Being a veteran caregiver means being a warrior, cheerleader, and advocate.
At what moment did you realize you were a military caregiver?
When I got the call that Steve had a parachute accident in Iraq and I would need to provide total care.
How has your life changed since you became a caregiver? What sacrifices have you had to make?
I am a nurse, mother, and wife. When my husband was injured, our lives changed. I quit my job as a nurse in the community and became my husband’s nurse.
What is a quote that inspires you or keeps you motivated?
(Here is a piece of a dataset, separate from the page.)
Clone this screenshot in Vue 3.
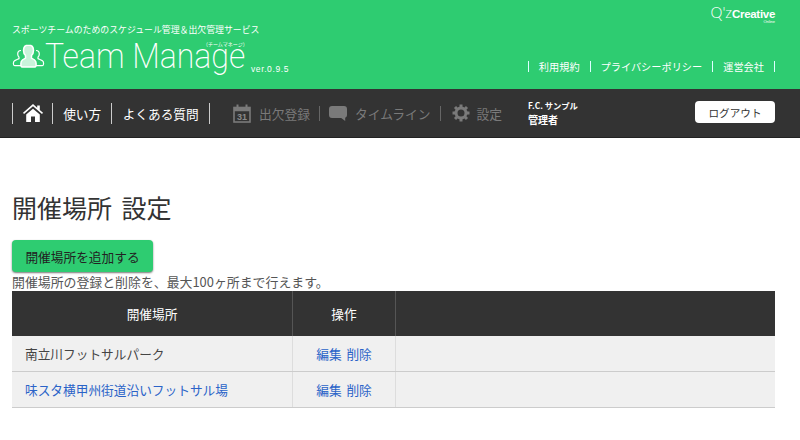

“Worrying will not change the outcome.”
Jenifer Smith knew life was going to change forever when she got the call in 2003 that her husband Steve, was in a parachute accident while deployed to Iraq. The accident broke his back, both legs, pelvis, and clavicle; dislocated both shoulders; resulted in a traumatic brain injury (TBI) and post traumatic stress disorder (PTSD); and caused him to suffer chronic migraines, seizures, and memory loss. A nurse by trade, Jenifer had the knowledge and ability to care for her husband, but she had no idea the challenges she would face as a caregiver, wife, and mother.
Jenifer ultimately had to give up her job as a nurse to care for her two teenage children and become a full-time caregiver to Steve. Helping and encouraging him every step of the way, Steve was eventually able to take a few steps on his own and can now walk short distances with a cane.
However catastrophic the fall, the family was to face further challenges. In 2009, on the day they were to celebrate their daughter being on the homecoming court at her high school, Steve was diagnosed with leukemia due to chemical exposure he endured during combat missions. Jenifer took the news hard, but was determined that any challenges they faced, they would work through together as a family.
As Steve’s caregiver, Jenifer helps him with all his daily needs such as bathing, dressing, driving, household duties, money management, medication monitoring and administration, oncology appointments, and seizure monitoring.
Jenifer’s children were also caregivers and watched their dad go from a strong military officer to a disabled and depressed man. They helped their mom and dad through the surgeries and the ups and downs of life, and they have adapted to their parents being caregiver and care recipient. Now, Jenifer hopes she can raise awareness about what children caregivers go through and identify resources to help them.